Grauer Star: Medikament könnte OP ersetzen
Der Graue Star ist die häufigste Ursache für Erblindung. Die Hälfte aller Menschen über 70 Jahren ist weltweit von der Linsentrübung betroffen. Bisher konnte nur eine Operation, bei der ein künstliches Linsenimplantat eingesetzt wird, eine Erblindung durch den Katarakt verhindern. Doch möglicherweise lässt sich die Erkrankung in Zukunft auch mit Medikamenten behandeln. Ein Forscherteam um PhD Jason Gestwicki von der University of Michigan in Ann Arbor hat kürzlich einen Wirkstoff entdeckt, der die Trübung der Augenlinse im Labor und bei Mäusen verhindert und sogar nachträglich bessert. Ihre Ergebnisse veröffentlichten die Forscher im Fachmagazin „Science“.
Medikament verhindert Verklumpung von Proteinen
Die Brechkraft der Augenlinse wird durch hoch konzentrierte Proteine erzeugt. Diese Proteine müssen in gelöstem Zustand bleiben, damit die Linse transparent bleibt. Dafür sorgen die beiden Schutzeiweiße A-Crystallin (cryAA) und B-Crystallin (cryAB). Versagen diese Kristalline, so verklumpen die Proteine, und die Linse trübt sich. Das Team um Gestwicki suchte nun nach Stoffen, welche die Schutzeiweiße stabilisieren und damit eine Fehlfaltung verhindern.
Sie fanden eine Substanz, die im Labor die Bildung von Eiweißklumpen verhinderte und sogar bereits bestehende Klumpen auflöste. Diese Substanz testeten die Forscher zunächst an genveränderten Mäusen, die wegen eines cryAB-Defekts schon früh an Grauem Star erkrankten. Wie sich zeigte, konnte der Zustand der Linsen durch die Behandlung innerhalb von zwei Wochen deutlich verbessert werden. Zudem bestätigten die Forscher den Effekt auch an Mäusen mit einem cryAA-Defekt sowie auch an gewöhnlichen Mäusen, die den Katarakt altersbedingt entwickeln.
Schließlich testeten die Wissenschaftler den Stoff am Inhalt von Augenlinsen, die älteren Menschen entfernt worden waren. Auch hier zeigte sich, dass die Menge aller löslichen Proteine gesteigert werden konnte, immerhin um 18 Prozent.
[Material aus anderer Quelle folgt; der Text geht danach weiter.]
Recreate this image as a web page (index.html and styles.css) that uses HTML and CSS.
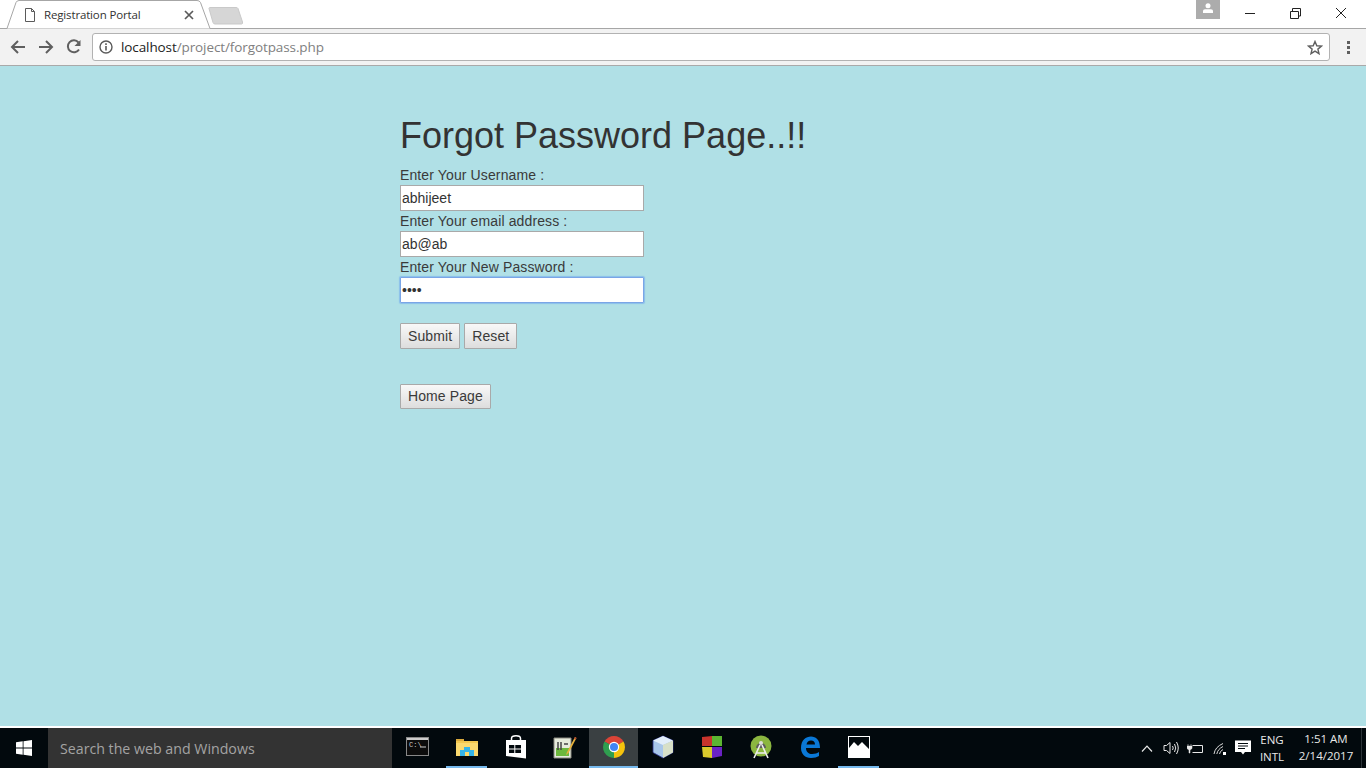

Damit kann das Präparat nach Ansicht der Studienautoren eine vielversprechende Spur zu einer nicht-operativen Therapie sein, und zwar sowohl bei erblichem als auch bei altersbedingtem Grauen Star.
Grauer Star: Hoffnung auf neue Therapiemöglichkeiten
Auch Professor Roy Quinlan von der britischen Durham University erklärte in einem Kommentar zur Studie, die Resultate könnten die medikamentöse Therapie von Grauem Star anschieben. „Das sind erste wichtige Experimente“, sagt auch Johannes Buchner vom Lehrstuhl für Biotechnologie der Technischen Universität München, der nicht an der Studie beteiligt war. „Sie zeigen überraschend positive und starke Effekte.“ Die Hinweise seien sehr ermutigend, müssten aber in weiteren Studien bestätigt werden. Insgesamt sei das Interesse von Patienten an einer Alternative zur Augenoperation sehr groß.